(begin)
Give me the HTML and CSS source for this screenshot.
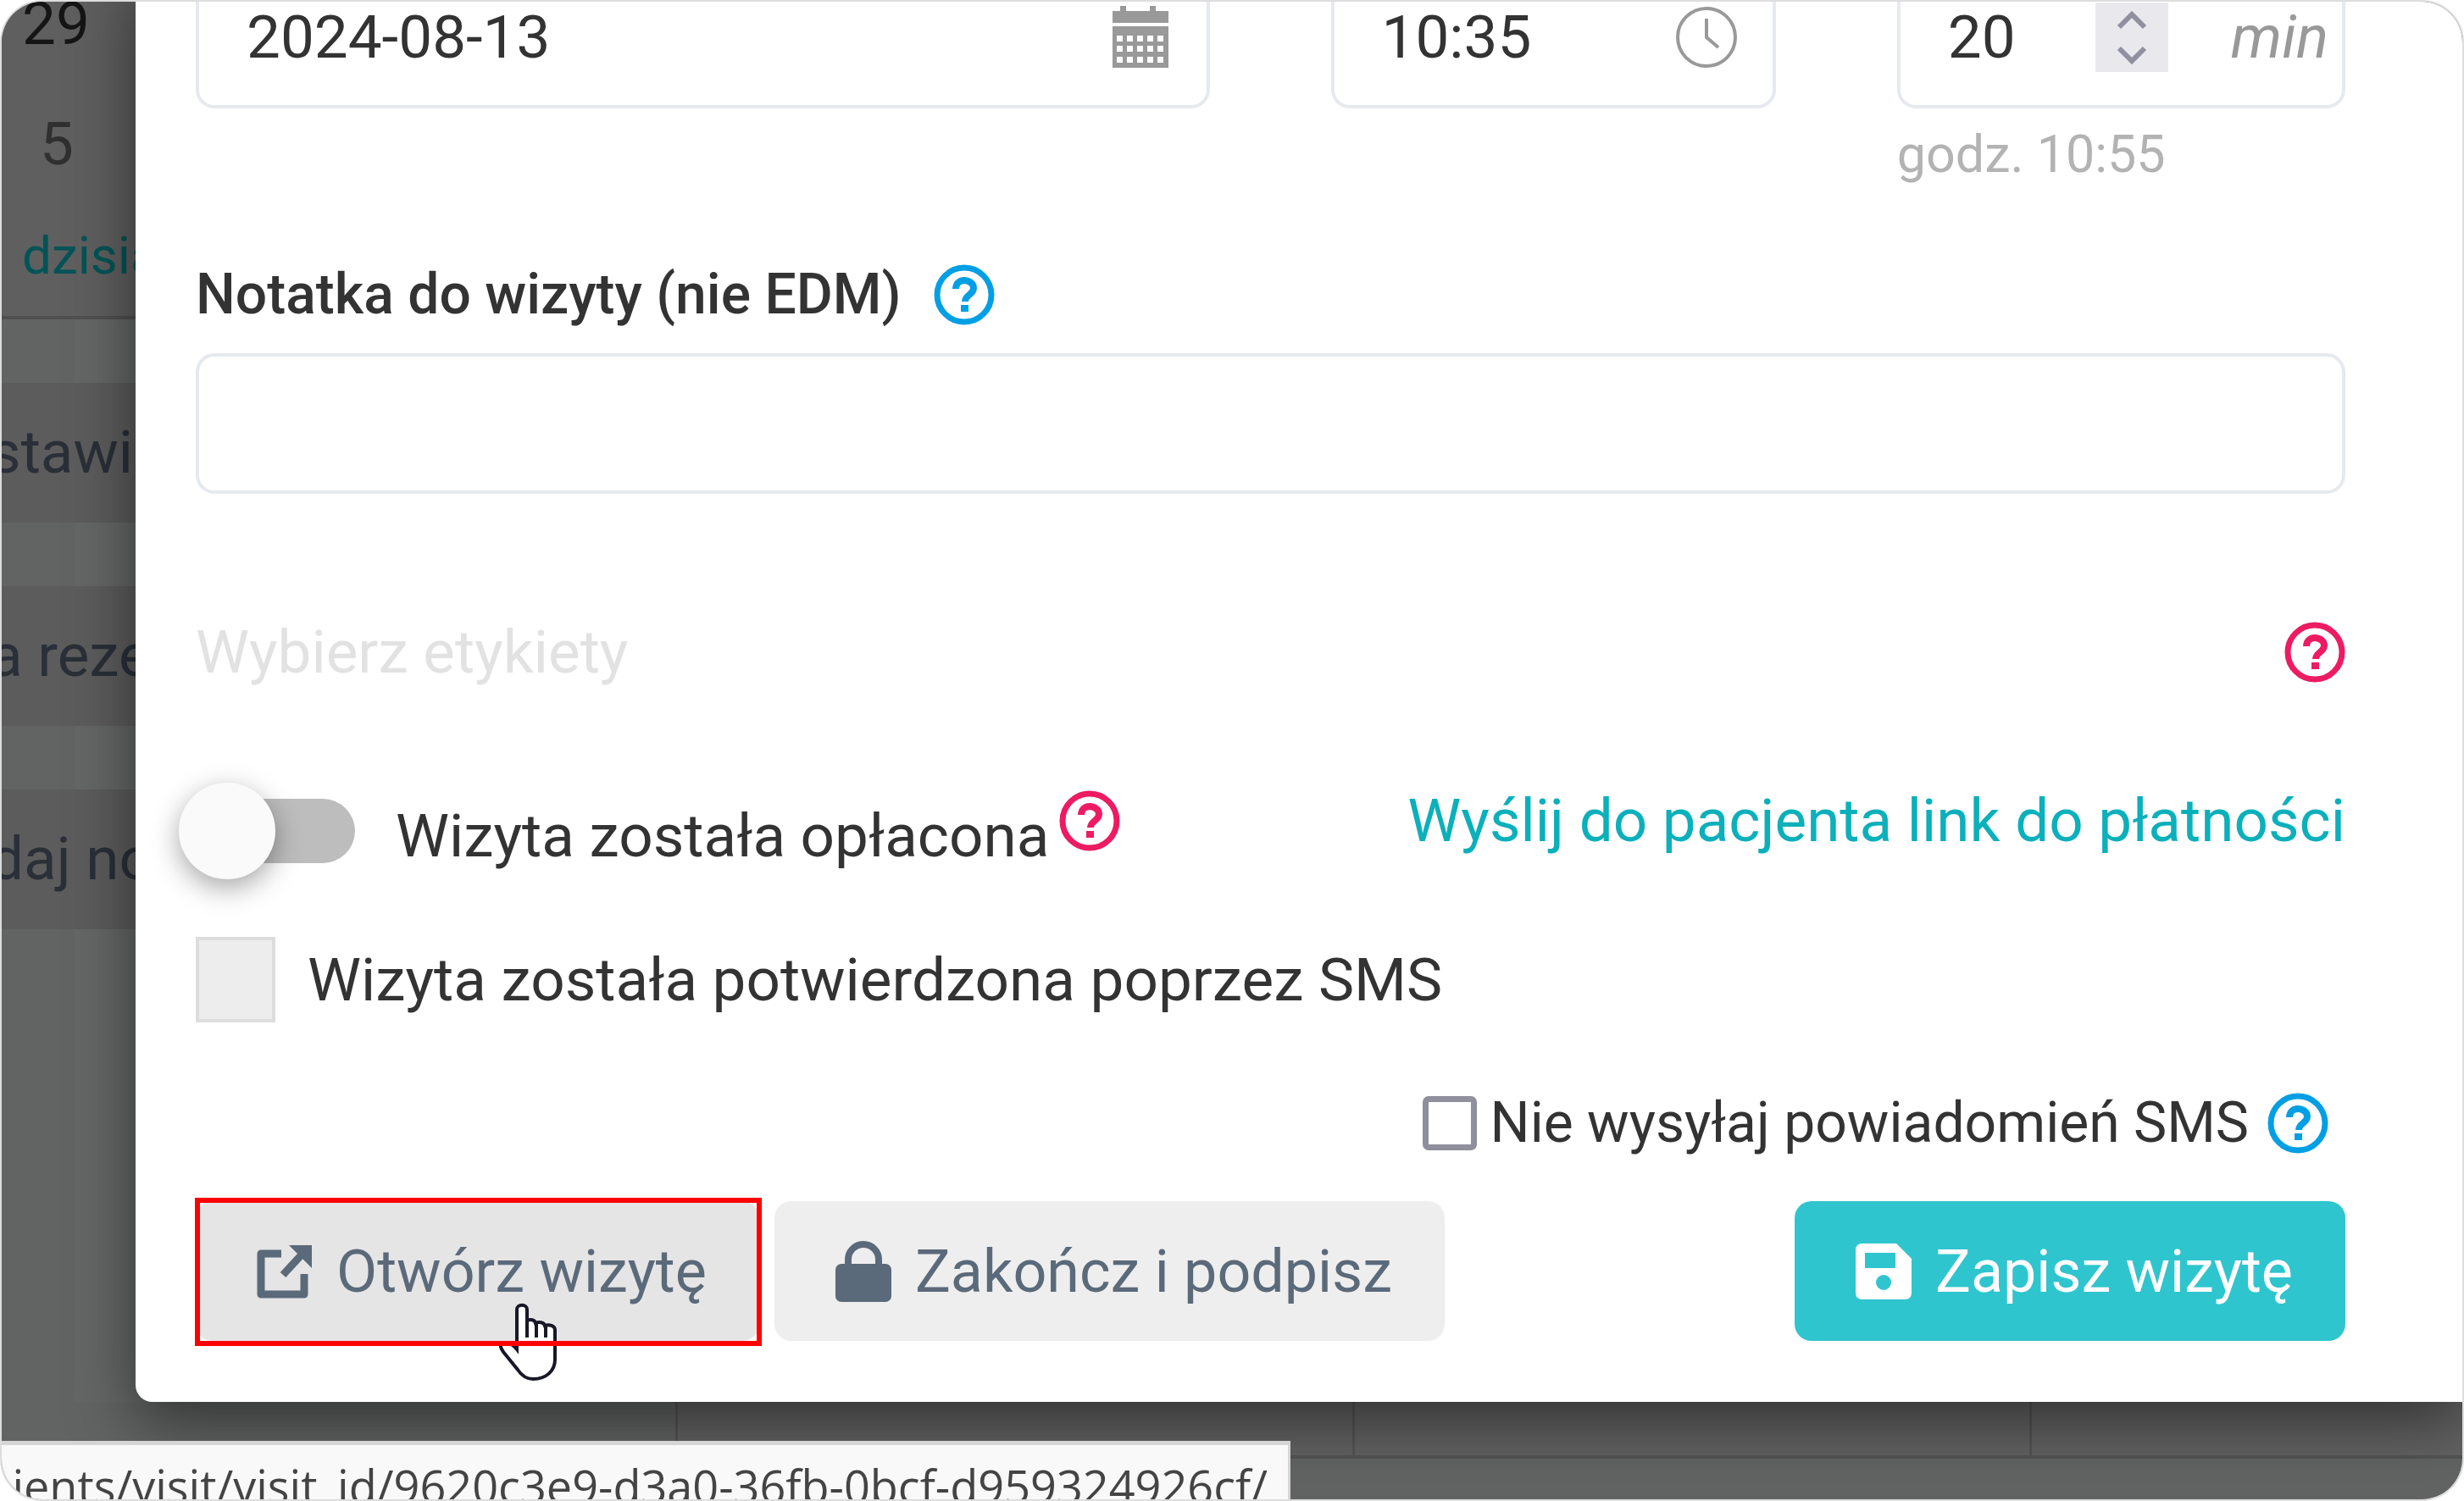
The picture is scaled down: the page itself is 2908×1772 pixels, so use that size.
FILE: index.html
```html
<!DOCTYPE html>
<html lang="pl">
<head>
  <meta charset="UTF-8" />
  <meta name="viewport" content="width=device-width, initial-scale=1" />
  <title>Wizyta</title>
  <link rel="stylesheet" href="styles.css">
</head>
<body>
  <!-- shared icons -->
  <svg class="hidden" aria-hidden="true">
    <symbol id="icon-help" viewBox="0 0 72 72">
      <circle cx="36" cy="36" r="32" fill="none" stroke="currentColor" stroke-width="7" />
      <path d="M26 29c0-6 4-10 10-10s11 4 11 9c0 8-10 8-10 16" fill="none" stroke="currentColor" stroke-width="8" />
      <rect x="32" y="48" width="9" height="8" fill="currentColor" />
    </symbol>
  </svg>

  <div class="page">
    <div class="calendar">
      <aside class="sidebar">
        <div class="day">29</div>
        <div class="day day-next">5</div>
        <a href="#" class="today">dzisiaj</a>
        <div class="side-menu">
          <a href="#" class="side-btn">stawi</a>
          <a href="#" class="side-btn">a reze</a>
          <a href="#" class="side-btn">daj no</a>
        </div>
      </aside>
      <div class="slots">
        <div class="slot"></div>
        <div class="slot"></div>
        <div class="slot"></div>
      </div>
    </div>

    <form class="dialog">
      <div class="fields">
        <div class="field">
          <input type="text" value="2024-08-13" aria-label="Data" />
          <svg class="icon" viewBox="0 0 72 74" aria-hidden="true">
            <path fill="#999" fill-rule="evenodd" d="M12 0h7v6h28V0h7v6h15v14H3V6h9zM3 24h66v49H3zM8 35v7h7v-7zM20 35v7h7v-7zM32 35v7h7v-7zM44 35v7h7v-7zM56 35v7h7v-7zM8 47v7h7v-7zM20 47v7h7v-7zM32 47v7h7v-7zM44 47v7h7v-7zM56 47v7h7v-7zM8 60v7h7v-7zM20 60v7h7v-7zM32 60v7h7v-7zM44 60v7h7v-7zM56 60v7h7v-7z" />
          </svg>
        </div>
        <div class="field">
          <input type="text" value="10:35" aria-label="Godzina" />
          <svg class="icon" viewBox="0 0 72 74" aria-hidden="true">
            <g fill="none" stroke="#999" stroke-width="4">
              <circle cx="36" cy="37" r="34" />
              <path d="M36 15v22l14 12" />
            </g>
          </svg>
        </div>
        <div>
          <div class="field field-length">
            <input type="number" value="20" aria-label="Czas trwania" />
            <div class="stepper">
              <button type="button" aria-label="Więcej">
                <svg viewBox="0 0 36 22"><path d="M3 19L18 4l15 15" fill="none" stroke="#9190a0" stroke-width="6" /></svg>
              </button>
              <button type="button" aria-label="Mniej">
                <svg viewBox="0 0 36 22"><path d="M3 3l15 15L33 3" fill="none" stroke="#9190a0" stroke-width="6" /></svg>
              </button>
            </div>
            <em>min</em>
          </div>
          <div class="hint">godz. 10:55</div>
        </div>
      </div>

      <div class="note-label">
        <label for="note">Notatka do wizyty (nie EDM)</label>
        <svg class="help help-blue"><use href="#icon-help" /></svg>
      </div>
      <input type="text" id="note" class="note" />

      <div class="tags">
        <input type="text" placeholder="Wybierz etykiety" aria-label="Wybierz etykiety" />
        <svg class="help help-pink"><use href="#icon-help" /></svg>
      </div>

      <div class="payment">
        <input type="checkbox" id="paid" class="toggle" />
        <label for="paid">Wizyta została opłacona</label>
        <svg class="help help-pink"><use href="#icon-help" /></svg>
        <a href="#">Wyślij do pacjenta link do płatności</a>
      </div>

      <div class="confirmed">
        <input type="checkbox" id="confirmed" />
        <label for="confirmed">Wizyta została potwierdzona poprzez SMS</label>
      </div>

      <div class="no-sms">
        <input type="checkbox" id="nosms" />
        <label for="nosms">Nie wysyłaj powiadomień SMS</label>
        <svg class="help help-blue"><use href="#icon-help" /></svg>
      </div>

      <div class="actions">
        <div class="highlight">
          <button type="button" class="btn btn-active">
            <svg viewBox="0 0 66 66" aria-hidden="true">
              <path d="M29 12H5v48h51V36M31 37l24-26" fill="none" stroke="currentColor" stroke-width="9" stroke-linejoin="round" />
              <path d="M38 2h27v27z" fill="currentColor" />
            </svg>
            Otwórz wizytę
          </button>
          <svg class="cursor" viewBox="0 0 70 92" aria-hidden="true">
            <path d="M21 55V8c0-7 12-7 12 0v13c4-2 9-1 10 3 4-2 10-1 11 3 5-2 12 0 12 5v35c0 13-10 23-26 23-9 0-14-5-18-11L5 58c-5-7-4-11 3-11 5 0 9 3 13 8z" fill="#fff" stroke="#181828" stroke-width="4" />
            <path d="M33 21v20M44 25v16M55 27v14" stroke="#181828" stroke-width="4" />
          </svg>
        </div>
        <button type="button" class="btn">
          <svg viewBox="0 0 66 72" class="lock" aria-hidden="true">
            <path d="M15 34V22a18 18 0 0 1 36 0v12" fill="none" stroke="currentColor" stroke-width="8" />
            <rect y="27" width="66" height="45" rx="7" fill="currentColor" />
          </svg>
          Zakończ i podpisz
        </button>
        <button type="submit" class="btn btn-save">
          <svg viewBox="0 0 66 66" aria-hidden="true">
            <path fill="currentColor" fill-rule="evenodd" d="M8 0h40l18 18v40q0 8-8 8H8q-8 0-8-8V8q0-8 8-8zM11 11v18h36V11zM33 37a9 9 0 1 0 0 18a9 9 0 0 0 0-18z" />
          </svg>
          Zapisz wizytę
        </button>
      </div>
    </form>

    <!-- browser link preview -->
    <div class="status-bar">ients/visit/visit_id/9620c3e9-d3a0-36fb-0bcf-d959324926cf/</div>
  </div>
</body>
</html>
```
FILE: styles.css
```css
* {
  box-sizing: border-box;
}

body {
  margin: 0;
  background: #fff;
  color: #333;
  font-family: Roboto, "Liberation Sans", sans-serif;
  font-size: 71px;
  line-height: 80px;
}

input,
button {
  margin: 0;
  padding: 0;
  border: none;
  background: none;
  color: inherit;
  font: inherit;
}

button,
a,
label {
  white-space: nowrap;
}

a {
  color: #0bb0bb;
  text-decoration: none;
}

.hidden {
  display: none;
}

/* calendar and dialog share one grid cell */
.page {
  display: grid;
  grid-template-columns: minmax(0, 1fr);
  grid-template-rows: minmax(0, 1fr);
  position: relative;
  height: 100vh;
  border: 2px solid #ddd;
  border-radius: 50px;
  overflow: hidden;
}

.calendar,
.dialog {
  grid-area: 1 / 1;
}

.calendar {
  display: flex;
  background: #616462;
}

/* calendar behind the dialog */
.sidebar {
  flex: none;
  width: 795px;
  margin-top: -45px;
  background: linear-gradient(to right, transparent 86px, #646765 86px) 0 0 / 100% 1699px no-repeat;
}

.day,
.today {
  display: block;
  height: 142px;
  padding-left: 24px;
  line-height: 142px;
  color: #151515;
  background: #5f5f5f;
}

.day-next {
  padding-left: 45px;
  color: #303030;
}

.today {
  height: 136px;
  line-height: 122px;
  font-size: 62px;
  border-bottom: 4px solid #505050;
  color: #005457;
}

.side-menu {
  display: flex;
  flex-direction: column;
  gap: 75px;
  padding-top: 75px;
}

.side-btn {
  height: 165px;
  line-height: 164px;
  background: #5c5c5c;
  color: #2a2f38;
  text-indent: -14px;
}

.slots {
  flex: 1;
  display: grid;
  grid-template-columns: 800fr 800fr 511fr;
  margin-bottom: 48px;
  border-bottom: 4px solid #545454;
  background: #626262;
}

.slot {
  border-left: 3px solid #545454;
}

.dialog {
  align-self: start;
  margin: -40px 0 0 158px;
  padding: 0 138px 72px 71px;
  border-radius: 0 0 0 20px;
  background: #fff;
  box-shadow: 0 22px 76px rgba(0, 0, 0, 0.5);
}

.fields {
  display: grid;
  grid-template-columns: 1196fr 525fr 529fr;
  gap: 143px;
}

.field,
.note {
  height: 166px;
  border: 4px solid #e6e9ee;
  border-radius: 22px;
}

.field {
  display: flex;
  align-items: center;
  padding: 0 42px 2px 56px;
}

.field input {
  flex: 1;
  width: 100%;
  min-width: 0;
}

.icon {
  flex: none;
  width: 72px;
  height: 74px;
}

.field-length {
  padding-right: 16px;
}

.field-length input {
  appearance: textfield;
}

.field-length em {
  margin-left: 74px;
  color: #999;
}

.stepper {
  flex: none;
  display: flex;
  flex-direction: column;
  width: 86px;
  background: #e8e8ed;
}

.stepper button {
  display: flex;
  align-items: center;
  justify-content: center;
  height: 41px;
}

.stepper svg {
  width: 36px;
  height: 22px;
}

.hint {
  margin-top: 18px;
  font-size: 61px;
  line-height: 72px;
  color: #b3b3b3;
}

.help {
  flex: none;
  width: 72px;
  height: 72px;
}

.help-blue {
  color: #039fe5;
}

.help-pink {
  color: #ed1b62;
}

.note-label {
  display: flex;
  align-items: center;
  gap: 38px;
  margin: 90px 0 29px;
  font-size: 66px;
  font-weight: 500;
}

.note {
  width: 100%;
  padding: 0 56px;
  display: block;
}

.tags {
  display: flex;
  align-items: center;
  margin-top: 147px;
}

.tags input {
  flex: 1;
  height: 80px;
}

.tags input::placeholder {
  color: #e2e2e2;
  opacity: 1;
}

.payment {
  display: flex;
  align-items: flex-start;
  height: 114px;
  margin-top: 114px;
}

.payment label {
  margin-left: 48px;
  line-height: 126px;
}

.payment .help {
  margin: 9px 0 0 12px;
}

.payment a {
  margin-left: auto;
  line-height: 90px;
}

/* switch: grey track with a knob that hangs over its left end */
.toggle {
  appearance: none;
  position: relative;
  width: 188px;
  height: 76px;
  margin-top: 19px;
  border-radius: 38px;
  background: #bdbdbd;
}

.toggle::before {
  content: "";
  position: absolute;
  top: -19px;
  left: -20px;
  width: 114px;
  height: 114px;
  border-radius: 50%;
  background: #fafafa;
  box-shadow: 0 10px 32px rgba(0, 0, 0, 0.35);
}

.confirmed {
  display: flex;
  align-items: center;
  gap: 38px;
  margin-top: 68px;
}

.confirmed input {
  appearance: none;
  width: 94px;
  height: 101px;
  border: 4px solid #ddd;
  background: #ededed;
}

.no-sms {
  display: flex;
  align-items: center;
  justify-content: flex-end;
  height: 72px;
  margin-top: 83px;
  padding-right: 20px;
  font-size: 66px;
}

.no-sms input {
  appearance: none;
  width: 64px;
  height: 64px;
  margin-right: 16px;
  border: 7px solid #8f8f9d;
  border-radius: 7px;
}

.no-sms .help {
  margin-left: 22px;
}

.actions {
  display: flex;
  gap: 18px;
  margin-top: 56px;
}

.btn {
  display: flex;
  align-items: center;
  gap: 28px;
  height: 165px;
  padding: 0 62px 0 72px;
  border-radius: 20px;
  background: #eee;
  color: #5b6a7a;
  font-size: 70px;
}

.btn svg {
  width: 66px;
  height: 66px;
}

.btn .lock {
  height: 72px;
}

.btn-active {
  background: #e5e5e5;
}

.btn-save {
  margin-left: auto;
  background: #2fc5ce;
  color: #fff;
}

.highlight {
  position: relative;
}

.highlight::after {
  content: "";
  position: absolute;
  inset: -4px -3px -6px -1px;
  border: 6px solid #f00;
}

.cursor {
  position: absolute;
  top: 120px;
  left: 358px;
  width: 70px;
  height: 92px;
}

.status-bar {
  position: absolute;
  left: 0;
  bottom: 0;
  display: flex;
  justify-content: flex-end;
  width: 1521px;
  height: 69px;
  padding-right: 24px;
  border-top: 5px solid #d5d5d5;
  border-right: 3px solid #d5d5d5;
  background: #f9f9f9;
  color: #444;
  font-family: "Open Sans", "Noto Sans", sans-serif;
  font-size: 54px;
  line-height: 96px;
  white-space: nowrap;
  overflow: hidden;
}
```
(end)
**Aim of the exercise**
Go through the data above and find the lines with the word "that". Copy each of those lines.

**Answer to this problem**
The picture is scaled down: the page itself is 2908×1772 pixels, so use that size.
/* switch: grey track with a knob that hangs over its left end */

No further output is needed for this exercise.